Comment s’assurer de l’exemplarité du projet sans consulter les associations environnementales par exemple ?

L’approche avec les associations n’est pas portée par les communes et communautés de communes. Mais nos communes ont totalement intégré que ces questions environnementales vont être décisives dans l’aval donné au projet. J’ai fait remarquer à l’ensemble de mes interlocuteurs que la bande rhénane a été par le passé un lieu de mobilisations pour la sauvegarde des espèces et de forêts relictuelles (milieu d’habitat protégé de taille restreinte dans lequel les espèces animales se développent dans une moindre concurrence vitale, ndlr). Ces grosses mobilisations ont eu lieu tant du côté allemand que français.

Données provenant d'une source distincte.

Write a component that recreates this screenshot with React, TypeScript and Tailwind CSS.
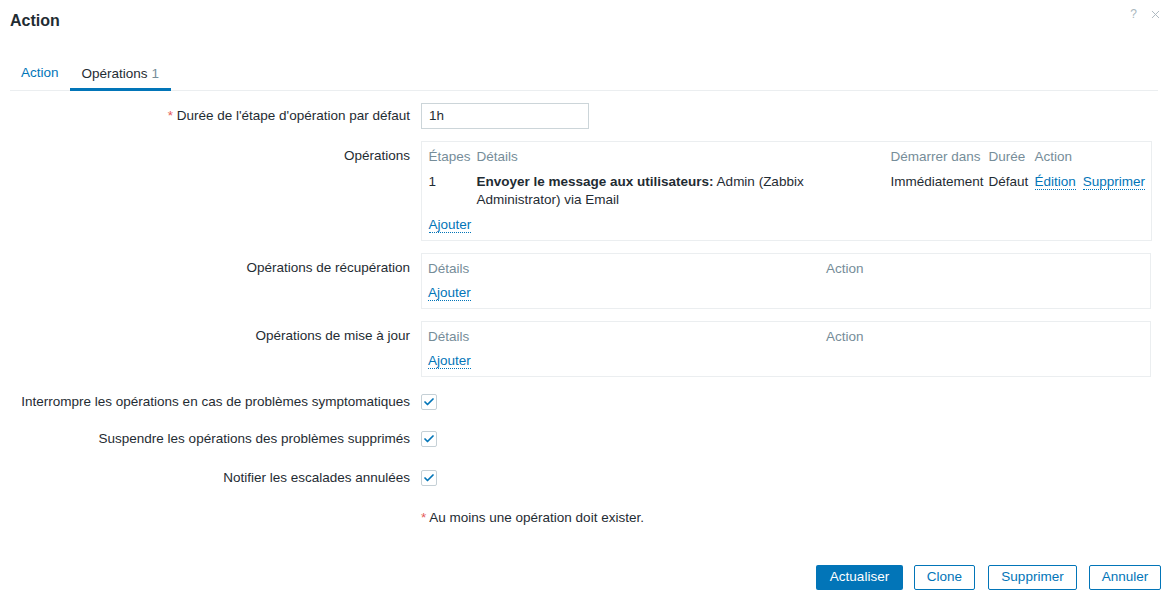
import { Check, X } from 'lucide-react';

const font = { fontFamily: '"Liberation Sans", Arial, sans-serif' };

function Link({ children }: { children: React.ReactNode }) {
  return (
    <span className="text-[#0275b8] border-b border-dotted border-[#0275b8] leading-[15px]">
      {children}
    </span>
  );
}

function Checkbox() {
  return (
    <div className="w-4 h-4 border border-[#c5d0d6] rounded-[2px] flex items-center justify-center bg-white">
      <Check className="w-3 h-3 text-[#0275b8]" strokeWidth={3.5} />
    </div>
  );
}

function Row({ label, required, children, top }: { label: string; required?: boolean; children: React.ReactNode; top?: boolean }) {
  return (
    <div className={`flex ${top ? 'items-start' : 'items-center'}`}>
      <div className={`w-[410px] shrink-0 text-right ${top ? 'pt-[6px]' : ''} leading-[18px] whitespace-nowrap`}>
        {required && <span className="text-[#e45959]">* </span>}
        {label}
      </div>
      <div className="ml-[11px] flex-1 pr-[17px]">{children}</div>
    </div>
  );
}

export default function App() {
  return (
    <div className="w-[1168px] h-[595px] bg-white relative text-[13.5px] text-[#1f2c33]" style={font}>
      {/* Header */}
      <div className="h-[42px] flex items-center pl-[10px]">
        <h1 className="text-[16px] font-bold text-[#1f2c33]">Action</h1>
      </div>
      <div className="absolute top-[5px] right-[6px] flex items-center gap-[12px] text-[#aab7be]">
        <span className="text-[12px]">?</span>
        <X className="w-[13px] h-[13px]" strokeWidth={1.75} />
      </div>

      {/* Tabs */}
      <div className="mx-[10px] mt-[15px] flex border-b border-[#ebeef0] h-[34px]">
        <div className="px-[11px] flex items-center text-[#0275b8]">Action</div>
        <div className="px-[12px] flex items-center border-b-[3px] border-[#0275b8] pt-[3px] mb-[-1px] text-[#1f2c33]">
          Opérations <span className="text-[#768d99] ml-[4px]">1</span>
        </div>
      </div>

      {/* Form */}
      <div className="mt-[12px] flex flex-col">
        <Row label="Durée de l'étape d'opération par défaut" required>
          <div className="w-[168px] h-[26px] border border-[#ccd5d9] flex items-center px-[7px]">1h</div>
        </Row>

        <div className="mt-[12px]">
          <Row label="Opérations" top>
            <div className="border border-[#ebeef0] pl-[6.5px] pr-[6px] pt-[6px] pb-[6px] leading-[18px]">
              <div className="grid grid-cols-[48px_414px_98px_46px_1fr] text-[#768d99]">
                <div>Étapes</div>
                <div>Détails</div>
                <div className="whitespace-nowrap">Démarrer dans</div>
                <div>Durée</div>
                <div>Action</div>
              </div>
              <div className="grid grid-cols-[48px_414px_98px_46px_1fr] mt-[7px]">
                <div>1</div>
                <div className="pr-[60px]">
                  <span className="font-bold">Envoyer le message aux utilisateurs:</span> Admin (Zabbix Administrator) via Email
                </div>
                <div>Immédiatement</div>
                <div>Défaut</div>
                <div className="whitespace-nowrap">
                  <Link>Édition</Link>
                  <span className="ml-[7px]">
                    <Link>Supprimer</Link>
                  </span>
                </div>
              </div>
              <div className="mt-[7px]">
                <Link>Ajouter</Link>
              </div>
            </div>
          </Row>
        </div>

        {['Opérations de récupération', 'Opérations de mise à jour'].map((l) => (
          <div className="mt-[12px]" key={l}>
            <Row label={l} top>
              <div className="border border-[#ebeef0] px-[6px] pt-[6px] pb-[6px] leading-[18px]">
                <div className="grid grid-cols-[398px_1fr] text-[#768d99]">
                  <div>Détails</div>
                  <div>Action</div>
                </div>
                <div className="mt-[6px]">
                  <Link>Ajouter</Link>
                </div>
              </div>
            </Row>
          </div>
        ))}

        <div className="mt-[16px] flex flex-col">
          <Row label="Interrompre les opérations en cas de problèmes symptomatiques">
            <Checkbox />
          </Row>
          <div className="mt-[19px]">
            <Row label="Suspendre les opérations des problèmes supprimés">
              <Checkbox />
            </Row>
          </div>
          <div className="mt-[21px]">
            <Row label="Notifier les escalades annulées">
              <Checkbox />
            </Row>
          </div>
        </div>

        <div className="mt-[22px] ml-[421px] leading-[18px]">
          <span className="text-[#e45959]">*</span> Au moins une opération doit exister.
        </div>
      </div>

      {/* Footer buttons */}
      <div className="absolute bottom-[5px] right-[7px] flex gap-[11px]">
        <button className="w-[87px] h-[25px] bg-[#0275b8] text-white rounded-[2px]">Actualiser</button>
        <button className="w-[61px] h-[25px] border border-[#0275b8] text-[#0275b8] rounded-[2px]">Clone</button>
        <button className="w-[89px] h-[25px] border border-[#0275b8] text-[#0275b8] rounded-[2px] ml-[2px]">Supprimer</button>
        <button className="w-[72px] h-[25px] border border-[#0275b8] text-[#0275b8] rounded-[2px] ml-[1px]">Annuler</button>
      </div>
    </div>
  );
}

« Améliorer le franchissement du Rhin »

Europa Park est à l’étroit dans l’enveloppe foncière qui est la sienne parce qu’il est voisin de réserves naturelles classées. Mais si l’on doit renforcer le réseau routier, on devra forcément s’interroger sur l’impact pour les espaces naturels. C’est aussi l’opportunité de réfléchir sur l’amélioration du franchissement du Rhin, qui n’est pas optimal.

Y a-t-il une clause de confidentialité autour d’Europa Vallée ?

Il n’y a pas de clause de confidentialité. Nous sommes dans la réalisation d’une étude sur le développement économique et touristique. Cette étude prendra environ un an avec une analyse des enjeux économiques, éducatifs, agricoles et environnementaux, une analyse de la mobilité.

« Il y aura multiples débats et présentations »

Dans une deuxième phase, il y aura une élaboration d’une stratégie de territoire, afin d’arrêter l’ambition du projet, voir si le périmètre choisi est le plus pertinent pour une synergie d’Europa Vallée avec d’autres projets d’aménagements.

À quelle échéance les citoyens alsaciens pourront-ils en savoir plus sur ce projet ? 

En tant qu’élu, je vais participer au quotidien au groupe de pilotage de l’étude. Au-delà des affirmations théoriques, j’aurai la faculté de demander un focus particulier sur l’une ou l’autre dimension. Par principe, je rendrai compte de l’état d’avancement du projet auprès des citoyens. Il y aura ensuite de multiples présentations et débats autour d’Europa Vallée.